I have my passport application ready, still waiting on my birth certificate, but the 1990’s song from The Judy Bats continues to ring home for me in many ways, now almost four and a half months since leaving a horribly abusive relationship.

Since March there have been some great trips I’ve taken with my daughters, my mom, my dad and by myself that have done much to help me realize what a horrible situation I’d really been in and how much contrast there really is in what was and what is today.

And as I’ve gotten the chances to talk with Veronica Galaviz about the abuses she suffered, I’ve come to understand something about what I was going through.  You see, for all the bad things that happened to me, for all the pain, for all the insecurity of it, I kept going.  I kept telling myself, basically, if I ignore this the best I can, it will go away; Things will get better if … and if … and if only ….

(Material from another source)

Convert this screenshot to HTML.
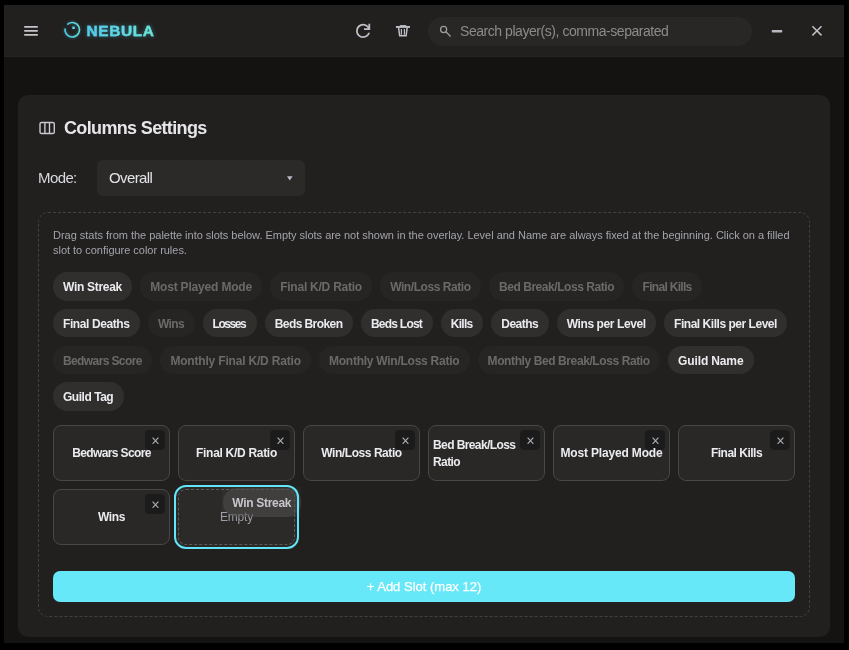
<!DOCTYPE html>
<html><head><meta charset="utf-8">
<style>
*{box-sizing:border-box;margin:0;padding:0}
html,body{width:849px;height:650px;background:#000;overflow:hidden;font-family:"Liberation Sans",sans-serif}
.win{will-change:transform}
.win{position:absolute;left:4px;top:5px;width:840px;height:638px;background:#141312;overflow:hidden}
.hdr{position:absolute;left:0;top:0;width:840px;height:52px;background:#21201f;border-bottom:1px solid #252423}
.abs{position:absolute}
.burger{left:20px;top:21px;width:14px;height:10px}
.burger i{position:absolute;left:0;width:14px;height:2px;background:#c9c9d1;border-radius:1px}
.logo{left:59px;top:16px;width:20px;height:20px}
.brand{left:82.6px;top:15.9px;font-weight:bold;font-size:15.4px;letter-spacing:0.62px;line-height:20px;
  background:linear-gradient(90deg,#52c8ee,#60d8e6 50%,#72e6cc);-webkit-background-clip:text;background-clip:text;color:transparent;-webkit-text-stroke:0.35px rgba(96,214,232,.85);
  filter:drop-shadow(0 0 2px rgba(80,210,235,.4))}
.search{left:424px;top:12px;width:324px;height:29px;border-radius:15px;background:#282726}
.ph{left:32px;top:0;line-height:29px;font-size:14px;letter-spacing:-0.45px;color:#8b8b8b;white-space:nowrap}
.card{position:absolute;left:14px;top:90px;width:812px;height:542px;background:#21201f;border-radius:10px}
.title{left:46px;top:21px;font-size:18px;font-weight:bold;color:#e6e6ea;letter-spacing:-0.65px;line-height:24px;white-space:nowrap}
.mode{left:20px;top:65px;font-size:15px;letter-spacing:-0.6px;color:#d8d8de;line-height:36px}
.select{left:79px;top:65px;width:208px;height:36px;border-radius:6px;background:#2b2a29}
.select span{position:absolute;left:12px;top:0;line-height:36px;font-size:15px;color:#e4e4e8;letter-spacing:-0.6px}
.select svg{position:absolute;left:189.9px;top:16px}
.dash{position:absolute;left:20px;top:117px;width:772px;height:404.5px;border:1px dashed #424140;border-radius:10px}
.desc{position:absolute;left:14px;top:15px;width:745px;font-size:11px;line-height:15px;color:#a3a3ac;letter-spacing:-0.02px}
.chips{position:absolute;left:14px;top:59px;width:742px;display:flex;flex-wrap:wrap;gap:8.3px 8px}
.chip{height:28.5px;border-radius:15px;background:#302f2e;color:#ebebef;font-weight:bold;font-size:12px;line-height:31px;text-align:center;white-space:nowrap;letter-spacing:-0.3px}
.chip.d{background:#262524;color:#6b6a6a}
.slots{position:absolute;left:14px;top:212px;width:742px;display:grid;grid-template-columns:repeat(6,117px);gap:8px}
.slot{position:relative;height:56px;border:1px solid #484746;border-radius:8px;background:#292827;display:flex;align-items:center;justify-content:center;padding:0 4px;color:#ebebef;font-weight:bold;font-size:12px;letter-spacing:-0.55px;line-height:17px}
.slot.empty{border:1px dashed #5b5a59;background:#2b2a29;box-shadow:0 0 0 2px #2b2a29;color:#9d9da5;font-weight:normal;letter-spacing:-0.2px}
.ring{position:absolute;left:134.7px;top:271.7px;width:125.3px;height:64.3px;border:2.3px solid #62e5f8;border-radius:12px}
.ghost{position:absolute;left:182.5px;top:274.4px;width:79.3px;height:30px;background:rgba(255,255,255,.025)}
.ghost div{position:absolute;left:1px;top:1px;width:78.5px;height:28.5px;border-radius:14px;background:rgba(78,77,76,.55);color:#c6c6cb;font-weight:bold;font-size:12px;letter-spacing:-0.3px;line-height:30.5px;text-align:center}
.slot span{position:relative;top:.7px}
.slot .x{position:absolute;right:4.3px;top:4.1px;width:19.6px;height:19.6px;border-radius:4.5px;background:#1c1b1b}
.slot .x svg{position:absolute;left:6.4px;top:6.8px}
.btn{position:absolute;left:14px;top:358px;width:742px;height:31px;border-radius:7px;background:#67e8f9;color:#fff;font-size:13px;text-align:center;line-height:31px;-webkit-text-stroke:0.25px #fff}
</style></head><body>
<div class="win">
  <div class="hdr">
    <div class="abs brand">NEBULA</div>
    <div class="abs search"><div class="abs ph">Search player(s), comma-separated</div></div>
    <svg class="abs" style="left:0;top:0;overflow:visible" width="840" height="52" viewBox="4 5 840 52">
      <g fill="#c4c4cc"><rect x="24" y="26.1" width="14" height="1.7" rx=".8"/><rect x="24" y="30.1" width="14" height="1.7" rx=".8"/><rect x="24" y="34.1" width="14" height="1.7" rx=".8"/></g>
      <defs><linearGradient id="lg" x1="0" x2="1" y1="0" y2="0"><stop offset="0" stop-color="#4ac5e8"/><stop offset="1" stop-color="#62e0d6"/></linearGradient></defs><g style="filter:drop-shadow(0 0 1.5px rgba(77,208,236,.45))"><path d="M65.02 29.13A7.25 7.25 0 1 0 67.74 24.03" fill="none" stroke="url(#lg)" stroke-width="1.6" stroke-linecap="round"/><rect x="72.3" y="26.6" width="2.5" height="2.5" rx=".3" fill="#55d6f0"/></g>
      <svg x="352.45" y="20.25" width="21.3" height="21.3" viewBox="0 -960 960 960"><path fill="#bdbdc5" d="M480-160q-134 0-227-93t-93-227q0-134 93-227t227-93q69 0 132 28.5T720-690v-110h80v280H520v-80h168q-32-56-87.5-88T480-720q-100 0-170 70t-70 170q0 100 70 170t170 70q77 0 139-44t87-116h84q-28 106-114 173t-196 67Z"/></svg>
      <g fill="#bdbdc5"><rect x="395.9" y="26" width="14.1" height="1.9"/><rect x="399.9" y="25.1" width="6.4" height="1.2"/></g>
      <g fill="none" stroke="#bdbdc5" stroke-width="1.5"><path d="M398.55 27.6L399.65 35.65H406.15L407.15 27.6"/><path d="M401.4 28.9V34.7M404.4 28.9V34.7" stroke-width="1.2"/></g>
      <g fill="none" stroke="#9c9c9c" stroke-width="1.3"><circle cx="443.6" cy="29.5" r="3.05"/><path d="M445.9 31.8L450.6 36.5"/></g>
      <rect x="771.7" y="30" width="10.6" height="2.4" rx="1" fill="#b9b9c1"/>
      <path d="M812.4 26.3L821.5 35.4M821.5 26.3L812.4 35.4" stroke="#c0c0c8" stroke-width="1.5" fill="none"/>
    </svg>
  </div>
  <div class="card">
    <svg class="abs" style="left:0;top:0;overflow:visible" width="60" height="60" viewBox="18 95 60 60"><g fill="none" stroke="#c9c9d1" stroke-width="1.4"><rect x="40" y="122.5" width="14.3" height="11" rx="1.6"/><path d="M44.9 122.5V133.5M49.5 122.5V133.5"/></g></svg>
    <div class="abs title">Columns Settings</div>
    <div class="abs mode">Mode:</div>
    <div class="abs select"><span>Overall</span><svg width="6" height="5" viewBox="0 0 6 5"><path d="M0 .2H5.6L2.8 4.6Z" fill="#b9b9c3"/></svg></div>
    <div class="dash">
      <div class="desc">Drag stats from the palette into slots below. Empty slots are not shown in the overlay. Level and Name are always fixed at the beginning. Click on a filled slot to configure color rules.</div>
      <div class="chips">
        <div class="chip" style="width:79.2px;letter-spacing:-0.302px;text-indent:-0.302px">Win Streak</div>
        <div class="chip d" style="width:122px;letter-spacing:-0.179px;text-indent:-0.179px">Most Played Mode</div>
        <div class="chip d" style="width:102px;letter-spacing:-0.239px;text-indent:-0.239px">Final K/D Ratio</div>
        <div class="chip d" style="width:100.8px;letter-spacing:-0.443px;text-indent:-0.443px">Win/Loss Ratio</div>
        <div class="chip d" style="width:135.5px;letter-spacing:-0.450px;text-indent:-0.450px">Bed Break/Loss Ratio</div>
        <div class="chip d" style="width:69.8px;letter-spacing:-0.689px;text-indent:-0.689px">Final Kills</div>
        <div class="chip" style="width:86.9px;letter-spacing:-0.405px;text-indent:-0.405px">Final Deaths</div>
        <div class="chip d" style="width:46.7px;letter-spacing:-0.621px;text-indent:-0.621px">Wins</div>
        <div class="chip" style="width:54.2px;letter-spacing:-1.432px;text-indent:-1.432px">Losses</div>
        <div class="chip" style="width:88.2px;letter-spacing:-0.583px;text-indent:-0.583px">Beds Broken</div>
        <div class="chip" style="width:71.9px;letter-spacing:-0.764px;text-indent:-0.764px">Beds Lost</div>
        <div class="chip" style="width:42.4px;letter-spacing:-0.736px;text-indent:-0.736px">Kills</div>
        <div class="chip" style="width:57.5px;letter-spacing:-0.503px;text-indent:-0.503px">Deaths</div>
        <div class="chip" style="width:99.3px;letter-spacing:-0.407px;text-indent:-0.407px">Wins per Level</div>
        <div class="chip" style="width:123.4px;letter-spacing:-0.466px;text-indent:-0.466px">Final Kills per Level</div>
        <div class="chip d" style="width:99.4px;letter-spacing:-0.610px;text-indent:-0.610px">Bedwars Score</div>
        <div class="chip d" style="width:150.6px;letter-spacing:-0.185px;text-indent:-0.185px">Monthly Final K/D Ratio</div>
        <div class="chip d" style="width:150.6px;letter-spacing:-0.252px;text-indent:-0.252px">Monthly Win/Loss Ratio</div>
        <div class="chip d" style="width:182.5px;letter-spacing:-0.403px;text-indent:-0.403px">Monthly Bed Break/Loss Ratio</div>
        <div class="chip" style="width:85.5px;letter-spacing:-0.132px;text-indent:-0.132px">Guild Name</div>
        <div class="chip" style="width:70.7px;letter-spacing:-0.469px;text-indent:-0.469px">Guild Tag</div>
      </div>
      <div class="slots">
        <div class="slot"><div class="x"><svg width="7" height="7.4" viewBox="0 0 7 7.4"><path d="M.6.6L6.4 6.8M6.4.6L.6 6.8" stroke="#aeaeb6" stroke-width="1.15" fill="none"/></svg></div><span style="letter-spacing:-0.618px">Bedwars Score</span></div>
        <div class="slot"><div class="x"><svg width="7" height="7.4" viewBox="0 0 7 7.4"><path d="M.6.6L6.4 6.8M6.4.6L.6 6.8" stroke="#aeaeb6" stroke-width="1.15" fill="none"/></svg></div><span style="letter-spacing:-0.296px">Final K/D Ratio</span></div>
        <div class="slot"><div class="x"><svg width="7" height="7.4" viewBox="0 0 7 7.4"><path d="M.6.6L6.4 6.8M6.4.6L.6 6.8" stroke="#aeaeb6" stroke-width="1.15" fill="none"/></svg></div><span style="letter-spacing:-0.443px">Win/Loss Ratio</span></div>
        <div class="slot"><div class="x"><svg width="7" height="7.4" viewBox="0 0 7 7.4"><path d="M.6.6L6.4 6.8M6.4.6L.6 6.8" stroke="#aeaeb6" stroke-width="1.15" fill="none"/></svg></div><span style="letter-spacing:-0.593px">Bed Break/Loss Ratio</span></div>
        <div class="slot"><div class="x"><svg width="7" height="7.4" viewBox="0 0 7 7.4"><path d="M.6.6L6.4 6.8M6.4.6L.6 6.8" stroke="#aeaeb6" stroke-width="1.15" fill="none"/></svg></div><span style="letter-spacing:-0.166px">Most Played Mode</span></div>
        <div class="slot"><div class="x"><svg width="7" height="7.4" viewBox="0 0 7 7.4"><path d="M.6.6L6.4 6.8M6.4.6L.6 6.8" stroke="#aeaeb6" stroke-width="1.15" fill="none"/></svg></div><span style="letter-spacing:-0.5px">Final Kills</span></div>
        <div class="slot"><div class="x"><svg width="7" height="7.4" viewBox="0 0 7 7.4"><path d="M.6.6L6.4 6.8M6.4.6L.6 6.8" stroke="#aeaeb6" stroke-width="1.15" fill="none"/></svg></div><span style="letter-spacing:-0.354px">Wins</span></div>
        <div class="slot empty"><span>Empty</span></div>
      </div>
      <div class="ghost"><div>Win Streak</div></div>
      <div class="ring"></div>
      <div class="btn">+ Add Slot (max 12)</div>
    </div>
  </div>
</div>
</body></html>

Sure, I am not without fault.  I have accepted my responsibilities for what happened.  I reacted wrongly to a good bit of what was thrown in my direction.  Frankly, I should have ended the relationship before I even got married.  I have confessed before and will do so again, I’m not perfect.  I’ve made mistakes. (You can read about some of what I’ve learned from this post.)

But no amount of that means anything to anyone but myself at this point and nothing will ever justify what was done, said or thrown at me.  NEVER.

TWO FAILED MARRIAGES

There are times when I sit here in the quiet of my apartment and think maybe I just suck at relationships and that’s it; maybe, like I’ve been told, it was all my fault.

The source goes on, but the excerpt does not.